In its annual pre-Budget submission, CME highlighted the strong collaboration between the resources sector and the State Government during the COVID-19 pandemic.

CME Chief Executive Officer Paul Everingham said while this collaboration has enabled the sector to continue to underpin the WA and Australian economies during the pandemic, ongoing global uncertainty around COVID-19 still has the capacity to impact mining and resources operations in the longer run.

“What we are seeking from the WA Government is a commitment to not increase or introduce new royalties, taxes, levies and other charges for the sector,” he said.

“Throughout COVID-19, our sector has managed to maintain strong production volumes, and while we are optimistic this can continue, there are no guarantees when it comes to market conditions such as commodity prices in the face of global economic uncertainty.

“Every additional tonne produced in WA means more royalties for WA. Royalty revenue generated by the WA resources sector in the 2019-20 financial year totalled $9.29 billion, which goes a long way to funding schools, hospitals and essential services across the state.
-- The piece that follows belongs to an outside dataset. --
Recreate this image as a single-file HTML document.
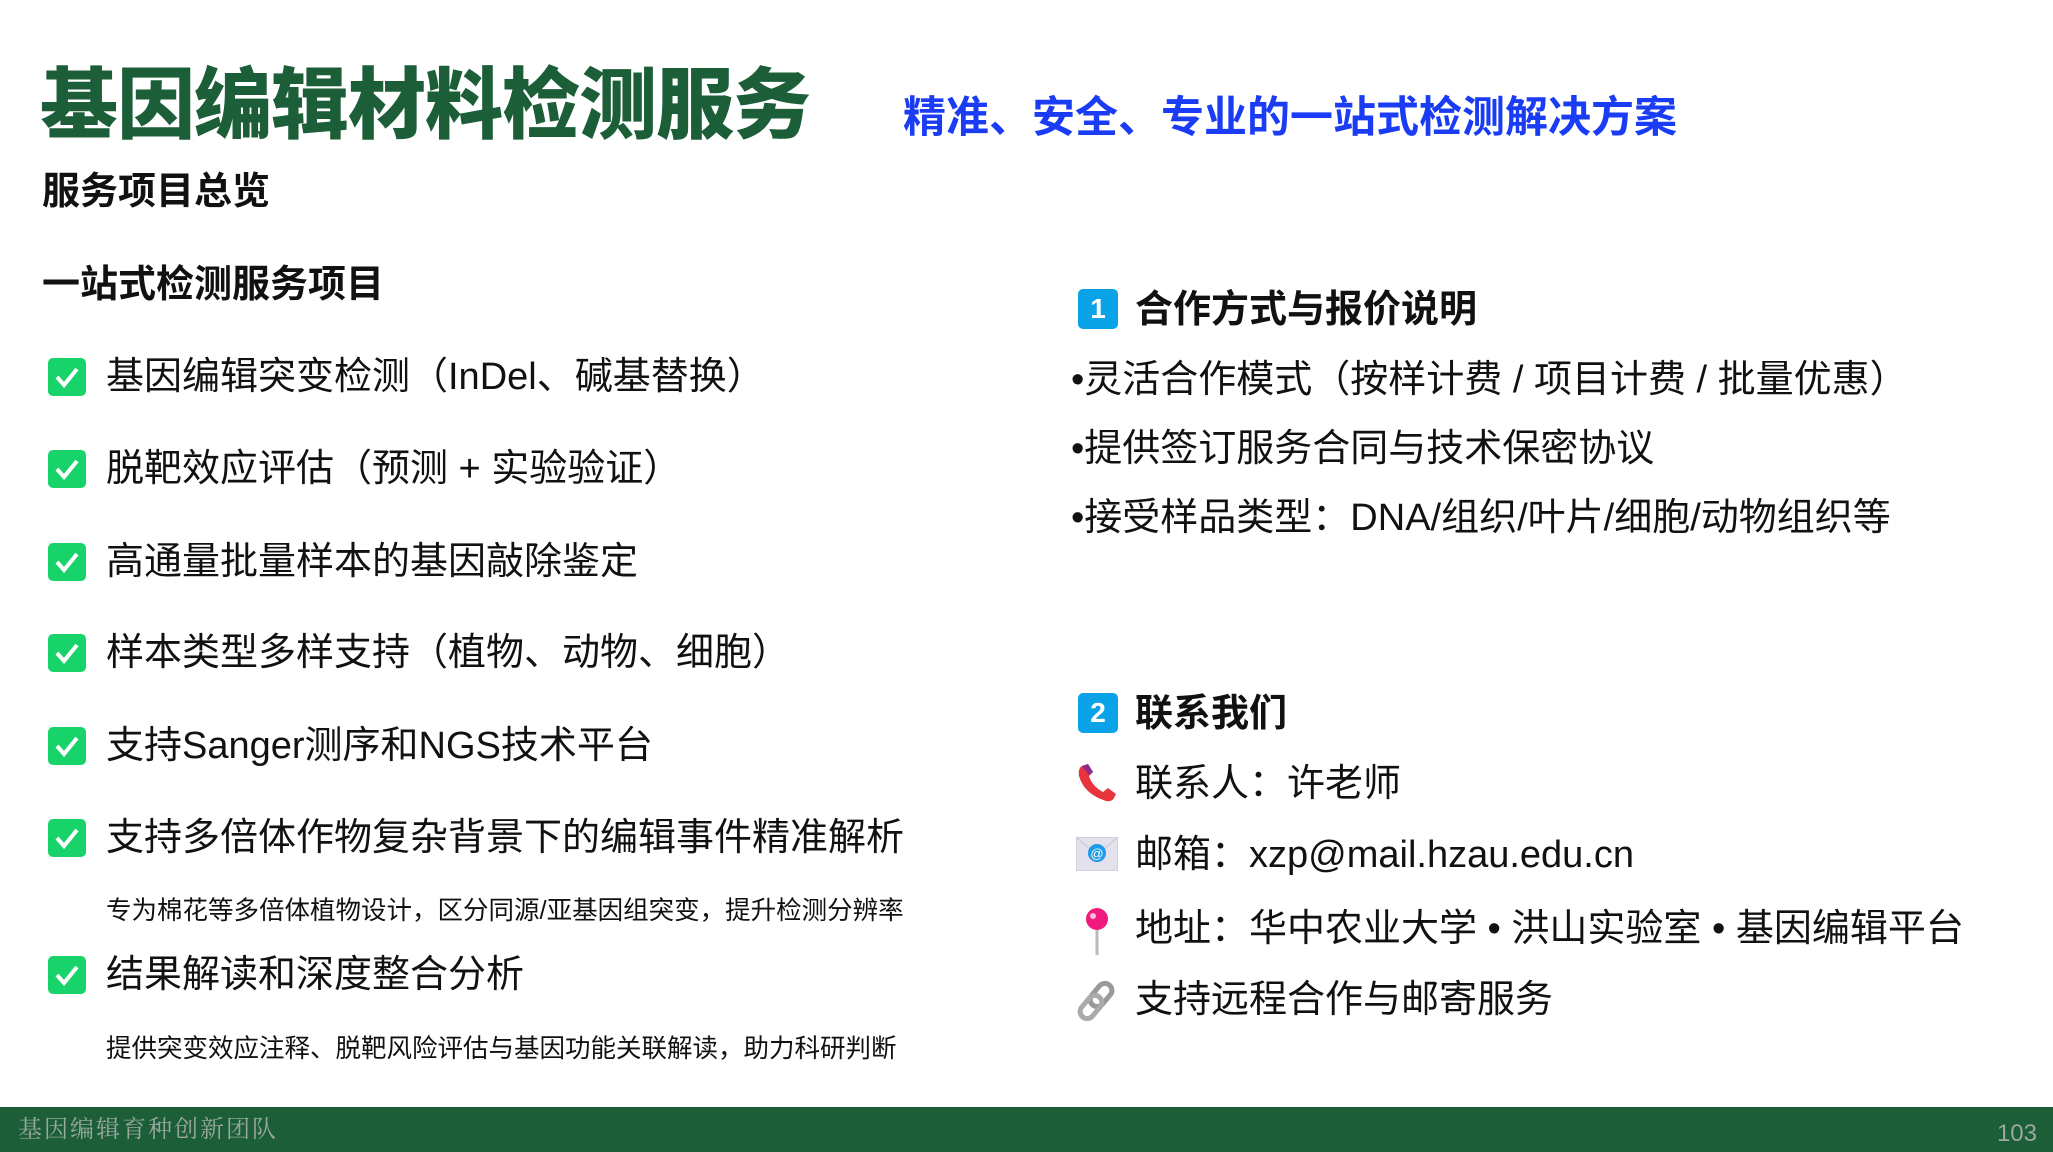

“WA has proved to be an attractive investment destination, in part because of the stability and long-term certainty of current fiscal settings.

“To increase costs now would be to risk the global competitiveness of a sector that is the lifeblood of WA’s economy. 

“To give some context as to what’s at stake, more than 130,000 Western Australians are currently employed in mining and resources, while a recent survey snapshot showed 53 CME member companies directly contributed more than $67 billion to the Australian economy in 2018-19.” 

CME is also requesting the WA Government consider fiscal and policy settings to stimulate investment in resources projects which will diversify the economy and add value through downstream processing.

Mr Everingham said CME supported the long-standing ad valorem royalty system in WA, but noted the specific royalty tiers applied to certain processed commodities might not be the best fit for modern, high value-add commodities that carry higher risk.

Examples include critical minerals like lithium, heavy rare earths, and magnetite concentrates and pellets.

“This is about having effective and competitive royalty settings to incentivise downstream investment in value-adding mineral concentrates, chemicals and other products,” Mr Everingham said.

“These commodities typically involve higher levels of capital investment, processing intensity and complexity to achieve grades suitable for downstream production and as manufacturing inputs.

“Many are also highly technical and labour-intensive. For instance, lithium sales make up only one per cent of the sector’s total exports but operators employ four per cent of the workforce.

“It’s well-documented how important minerals associated with the battery supply chain, including lithium and rare earths, could be for WA’s long-term economic prosperity. But to ensure that happens, we need to be encouraging investment now.”

CME is also a strong advocate for streamlining regulatory reforms which makes it easier to invest and do business in WA. This includes priority delivery of ‘single touch’ environmental approvals reform, which will result in Commonwealth and State environmental assessment and approvals being facilitated under one process by the WA regulator, supported by robust standards and governance.

Mr Everingham said a bold reform agenda would help drive a quicker return to growth in WA, noting the impacts of COVID-19 are still being felt and are likely to weigh heavily on the global economy for years to come.

“The WA Government has stated on numerous occasions that it wants to reduce unnecessary red tape to drive better decision-making and help stimulate the economy, and the mining and resources sector is welcoming of that approach,” Mr Everingham said.

“We would ask that the Streamline WA initiative is appropriately funded and resourced to continue delivering on its whole-of-government mission in an effective, timely manner.

“There are immediate, low-risk gains that can be made through measures like omnibus bills, while a more effective lead agency or case management framework can also be used to accelerate end-to-end project approvals.”